» Work required: Copy each line with the word "styles" in it.

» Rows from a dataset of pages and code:
----

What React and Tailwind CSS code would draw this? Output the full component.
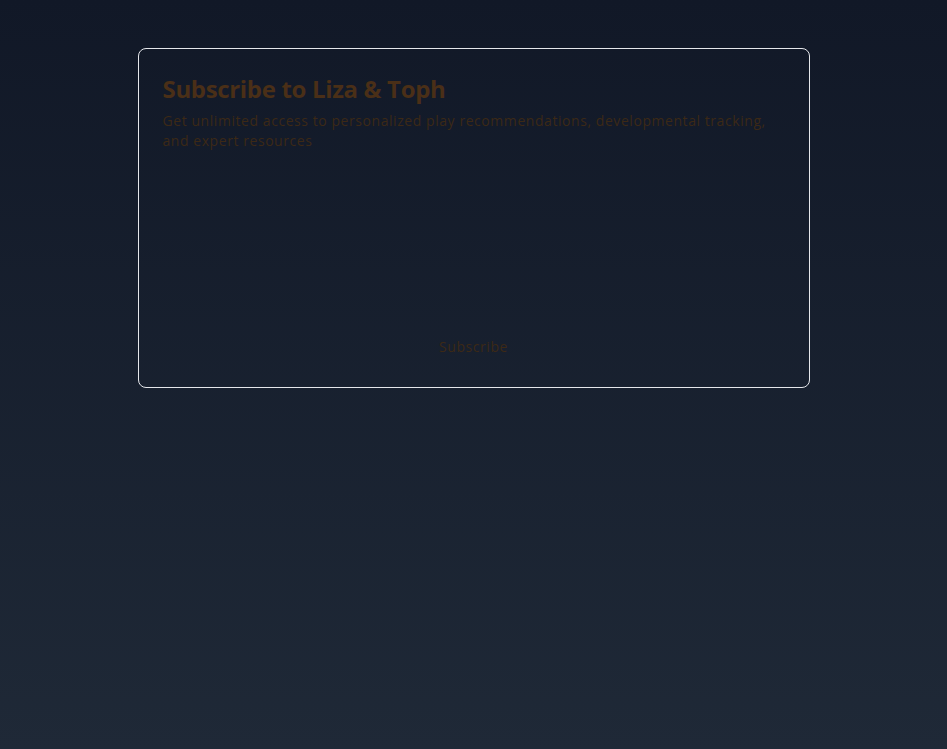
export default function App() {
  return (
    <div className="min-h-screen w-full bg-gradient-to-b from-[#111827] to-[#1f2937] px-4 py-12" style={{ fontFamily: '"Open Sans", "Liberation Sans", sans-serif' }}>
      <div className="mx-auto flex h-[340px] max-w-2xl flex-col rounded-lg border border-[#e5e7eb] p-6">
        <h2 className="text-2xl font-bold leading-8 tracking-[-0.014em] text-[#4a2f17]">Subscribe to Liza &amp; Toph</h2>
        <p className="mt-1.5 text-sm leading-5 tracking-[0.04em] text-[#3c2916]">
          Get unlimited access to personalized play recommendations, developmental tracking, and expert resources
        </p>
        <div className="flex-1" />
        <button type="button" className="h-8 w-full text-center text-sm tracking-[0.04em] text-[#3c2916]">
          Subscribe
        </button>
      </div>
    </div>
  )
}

----

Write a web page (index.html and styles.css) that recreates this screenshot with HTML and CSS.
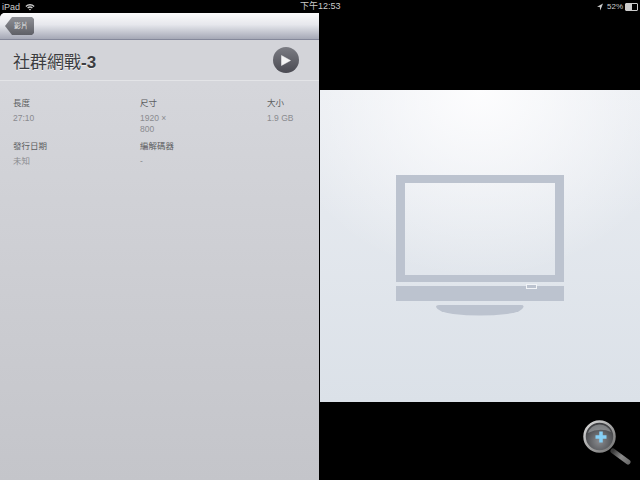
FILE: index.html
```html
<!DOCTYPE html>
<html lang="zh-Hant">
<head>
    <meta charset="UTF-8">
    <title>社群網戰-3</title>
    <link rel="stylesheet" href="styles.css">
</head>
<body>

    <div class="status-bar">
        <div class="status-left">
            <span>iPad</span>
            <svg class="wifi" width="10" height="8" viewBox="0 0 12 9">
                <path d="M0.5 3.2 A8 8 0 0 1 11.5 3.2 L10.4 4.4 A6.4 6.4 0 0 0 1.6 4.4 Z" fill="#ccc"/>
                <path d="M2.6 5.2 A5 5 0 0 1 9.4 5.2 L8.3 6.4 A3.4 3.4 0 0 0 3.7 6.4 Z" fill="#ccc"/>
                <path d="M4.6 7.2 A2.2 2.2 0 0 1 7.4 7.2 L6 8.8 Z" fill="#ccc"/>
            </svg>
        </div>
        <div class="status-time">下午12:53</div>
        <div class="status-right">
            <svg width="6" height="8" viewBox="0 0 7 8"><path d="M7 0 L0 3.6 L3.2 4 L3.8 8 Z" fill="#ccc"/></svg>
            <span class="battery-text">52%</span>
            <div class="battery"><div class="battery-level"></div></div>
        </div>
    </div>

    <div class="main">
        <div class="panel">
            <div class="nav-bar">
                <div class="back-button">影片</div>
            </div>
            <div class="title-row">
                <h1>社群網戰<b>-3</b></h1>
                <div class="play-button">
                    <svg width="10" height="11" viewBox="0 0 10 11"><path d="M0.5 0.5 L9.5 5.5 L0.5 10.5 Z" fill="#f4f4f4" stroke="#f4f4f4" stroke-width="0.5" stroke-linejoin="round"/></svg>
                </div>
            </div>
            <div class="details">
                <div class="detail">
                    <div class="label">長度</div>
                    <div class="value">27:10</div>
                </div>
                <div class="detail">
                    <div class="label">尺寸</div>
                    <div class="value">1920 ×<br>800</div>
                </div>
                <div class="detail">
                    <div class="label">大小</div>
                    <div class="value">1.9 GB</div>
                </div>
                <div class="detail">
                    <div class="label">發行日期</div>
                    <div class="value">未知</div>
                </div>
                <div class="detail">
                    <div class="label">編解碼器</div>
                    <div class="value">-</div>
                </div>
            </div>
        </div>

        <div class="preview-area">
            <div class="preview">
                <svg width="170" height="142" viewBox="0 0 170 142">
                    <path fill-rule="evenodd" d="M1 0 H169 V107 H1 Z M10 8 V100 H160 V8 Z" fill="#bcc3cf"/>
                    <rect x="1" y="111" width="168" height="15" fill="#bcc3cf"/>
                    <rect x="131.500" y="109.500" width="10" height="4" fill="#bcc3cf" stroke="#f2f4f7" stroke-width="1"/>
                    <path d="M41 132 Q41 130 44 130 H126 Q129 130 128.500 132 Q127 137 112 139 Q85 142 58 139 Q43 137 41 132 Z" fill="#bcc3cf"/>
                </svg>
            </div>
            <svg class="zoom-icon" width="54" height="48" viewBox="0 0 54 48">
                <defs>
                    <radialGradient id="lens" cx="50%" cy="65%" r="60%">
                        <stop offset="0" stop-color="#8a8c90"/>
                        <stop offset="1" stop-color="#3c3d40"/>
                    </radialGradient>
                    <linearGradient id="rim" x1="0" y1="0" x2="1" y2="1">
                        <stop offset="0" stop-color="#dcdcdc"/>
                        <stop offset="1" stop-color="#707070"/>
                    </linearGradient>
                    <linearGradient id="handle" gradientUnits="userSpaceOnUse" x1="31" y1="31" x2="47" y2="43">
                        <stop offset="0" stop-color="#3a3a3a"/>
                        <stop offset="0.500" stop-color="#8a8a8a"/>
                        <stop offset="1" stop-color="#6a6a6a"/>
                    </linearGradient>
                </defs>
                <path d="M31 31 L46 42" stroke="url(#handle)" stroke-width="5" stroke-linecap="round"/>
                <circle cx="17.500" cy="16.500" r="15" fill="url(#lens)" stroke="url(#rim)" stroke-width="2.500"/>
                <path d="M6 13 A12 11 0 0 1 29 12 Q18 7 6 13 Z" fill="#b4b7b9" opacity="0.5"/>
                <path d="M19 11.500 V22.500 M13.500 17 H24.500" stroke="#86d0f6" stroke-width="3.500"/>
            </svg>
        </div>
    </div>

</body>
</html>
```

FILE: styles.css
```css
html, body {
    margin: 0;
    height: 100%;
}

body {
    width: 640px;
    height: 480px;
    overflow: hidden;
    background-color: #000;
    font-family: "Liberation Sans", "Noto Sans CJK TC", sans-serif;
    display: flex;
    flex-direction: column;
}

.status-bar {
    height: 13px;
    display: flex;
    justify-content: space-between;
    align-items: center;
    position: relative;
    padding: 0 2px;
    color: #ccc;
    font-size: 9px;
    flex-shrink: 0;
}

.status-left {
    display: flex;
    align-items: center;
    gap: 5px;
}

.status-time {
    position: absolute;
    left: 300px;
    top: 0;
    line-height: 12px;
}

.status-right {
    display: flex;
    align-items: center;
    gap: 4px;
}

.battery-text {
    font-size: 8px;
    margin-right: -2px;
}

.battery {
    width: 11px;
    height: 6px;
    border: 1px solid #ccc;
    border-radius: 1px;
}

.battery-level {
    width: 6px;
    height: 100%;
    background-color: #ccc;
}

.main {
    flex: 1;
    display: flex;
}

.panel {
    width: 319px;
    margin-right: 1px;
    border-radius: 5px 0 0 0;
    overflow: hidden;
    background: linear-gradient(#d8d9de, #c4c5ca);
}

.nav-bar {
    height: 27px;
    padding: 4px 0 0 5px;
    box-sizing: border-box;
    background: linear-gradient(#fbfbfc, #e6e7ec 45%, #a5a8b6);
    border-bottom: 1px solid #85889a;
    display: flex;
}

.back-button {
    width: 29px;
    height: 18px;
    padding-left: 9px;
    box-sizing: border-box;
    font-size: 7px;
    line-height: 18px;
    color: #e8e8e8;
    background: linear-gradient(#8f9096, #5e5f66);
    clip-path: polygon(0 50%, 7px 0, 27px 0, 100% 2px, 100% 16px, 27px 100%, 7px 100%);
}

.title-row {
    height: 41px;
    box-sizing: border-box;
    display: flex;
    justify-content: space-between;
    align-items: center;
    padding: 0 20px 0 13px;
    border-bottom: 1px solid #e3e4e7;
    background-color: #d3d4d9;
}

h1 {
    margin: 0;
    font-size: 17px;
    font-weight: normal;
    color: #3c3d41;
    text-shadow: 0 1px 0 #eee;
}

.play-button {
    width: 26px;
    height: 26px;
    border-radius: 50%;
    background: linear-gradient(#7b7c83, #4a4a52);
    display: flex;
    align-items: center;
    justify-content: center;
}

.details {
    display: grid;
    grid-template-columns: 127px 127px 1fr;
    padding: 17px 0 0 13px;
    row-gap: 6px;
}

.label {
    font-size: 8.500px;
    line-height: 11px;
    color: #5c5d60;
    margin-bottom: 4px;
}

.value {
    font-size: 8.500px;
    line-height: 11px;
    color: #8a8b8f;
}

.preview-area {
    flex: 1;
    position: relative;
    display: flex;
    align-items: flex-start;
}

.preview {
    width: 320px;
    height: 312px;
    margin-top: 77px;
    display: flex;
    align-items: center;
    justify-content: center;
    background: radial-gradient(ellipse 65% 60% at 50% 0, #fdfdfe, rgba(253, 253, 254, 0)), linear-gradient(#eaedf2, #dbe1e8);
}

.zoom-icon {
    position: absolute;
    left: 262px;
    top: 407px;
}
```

----

» Correct result:
Write a web page (index.html and styles.css) that recreates this screenshot with HTML and CSS.
    <link rel="stylesheet" href="styles.css">
FILE: styles.css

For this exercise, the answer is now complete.